Under Clause 18 of the 2014 COI, Insurers have the right to take over conduct of a claim against an IP including its settlement, subject to Clause 21 of the 2014 COI.  However, in practice, Insurers will usually obtain the IP’s agreement on whether a claim should be settled or litigated.  By writing to the claimant’s solicitor without the knowledge of the PS and Insurers, IP’s action can be deemed as a failure to render their co-operation as per the duty to cooperate under Clause 14 of the 2014 COI.  The IP should have exercised his right under Clause 21 of the 2014 COI, instead of writing to the claimant’s solicitors.
 

Illustration III: Clause 29

On 10 Oct 2010 Messrs Lennon & Associates (”the IP”) discovered that a judgment in default of appearance was granted against their client due to the legal assistant’s failure to attend court on 16 Aug 2010.  This discovery came about when the opposing counsel sent them the draft judgment to approve!
 
When completing the PII proposal forms for the 2011, 2012, 2013 and 2014 renewals, the IP did not reveal their awareness of the potential claim against them.  In 2014, the IP was sued by their Client and only then did they notify JLT of the writ.
 
The IP should have notified in 2010 in accordance with Clause 13(b) of the 2010 COI.  Their failure to disclose their awareness of a potential claim in their proposal forms entitles Insurers to decline the claim as the truth of the statements and answers given in the proposal form is a condition precedent to Insurers’ liability in accordance with Clause 29 of the 2014 COI.
 
What Should You Do If You Disagree With The Insurer’s Decision To Have The Claim Against You Litigated or Settled?
  1. Write to the Insurer to request for the decision to be reconsidered.
  2. Approach the PII & Risk Management Department to assist in your appeal to have the claim against you litigated or settled.
  3. Invoke Clause 21 of the 2014 COI: 
  • Clause 21 provides that in a dispute on whether a claim should be settled or litigated, advice will be taken from a senior member of the Malaysian Bar.
  • The senior member of the Malaysian Bar will be appointed by both the Insured Practice and the Insurer.
  • In the absence of a mutual agreement on the appointment of the senior member of the Malaysian Bar, the appointment will be made by the President of the Malaysian Bar.
  • An IP wishing to invoke Clause 21 must do so within 30 days of the written notification of the Insurer’s decision on whether a claim should be settled or litigated.
 
What Happens If The Insurer Decides To Decline our Claim For Breach Of The Clauses Stated Above?

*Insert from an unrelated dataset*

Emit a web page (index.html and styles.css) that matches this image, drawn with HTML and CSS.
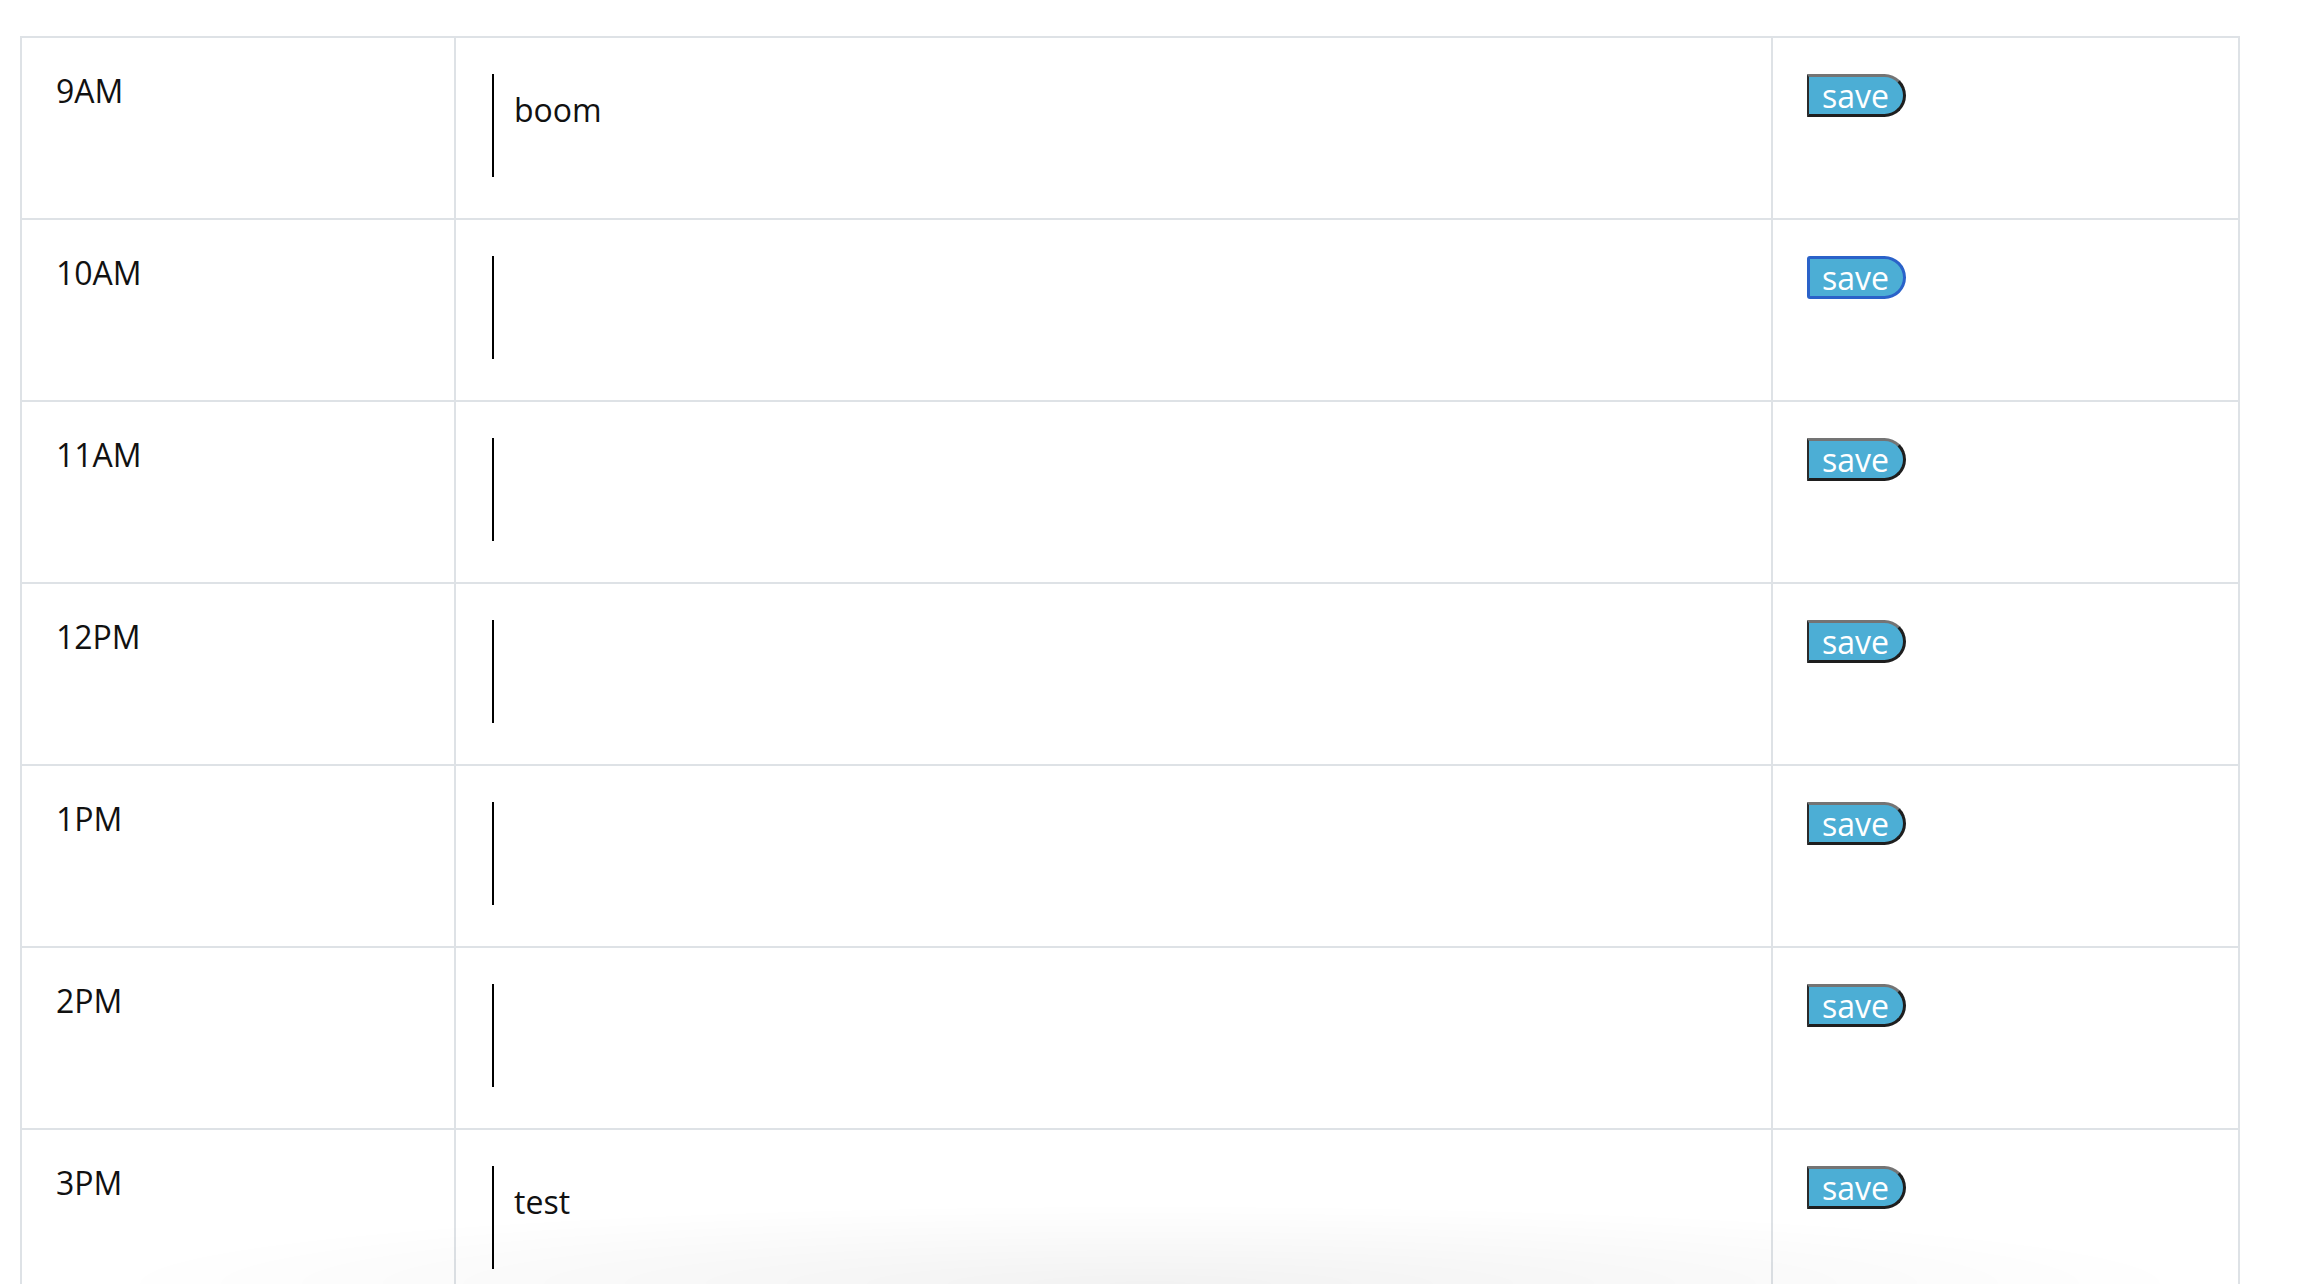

  1. The PS assisting you will be instructed to discharge himself from further acting in your claim within 10 working days from the date of the Insurer’s decline letter.
  2. You will be fully responsible to defend any legal action against you arising from the claim.
 
What Can You Do If You Disagree With The Insurer's Decision To Decline Your Claim?
  1. You can appeal against the Insurer’s decision by writing to JLT or by contacting the PII & Risk Management Department.
  2. You can invoke Clause 24 of the 2014 COI (or the corresponding clause in the COI for the year your claim is registered under) to have the matter arbitrated.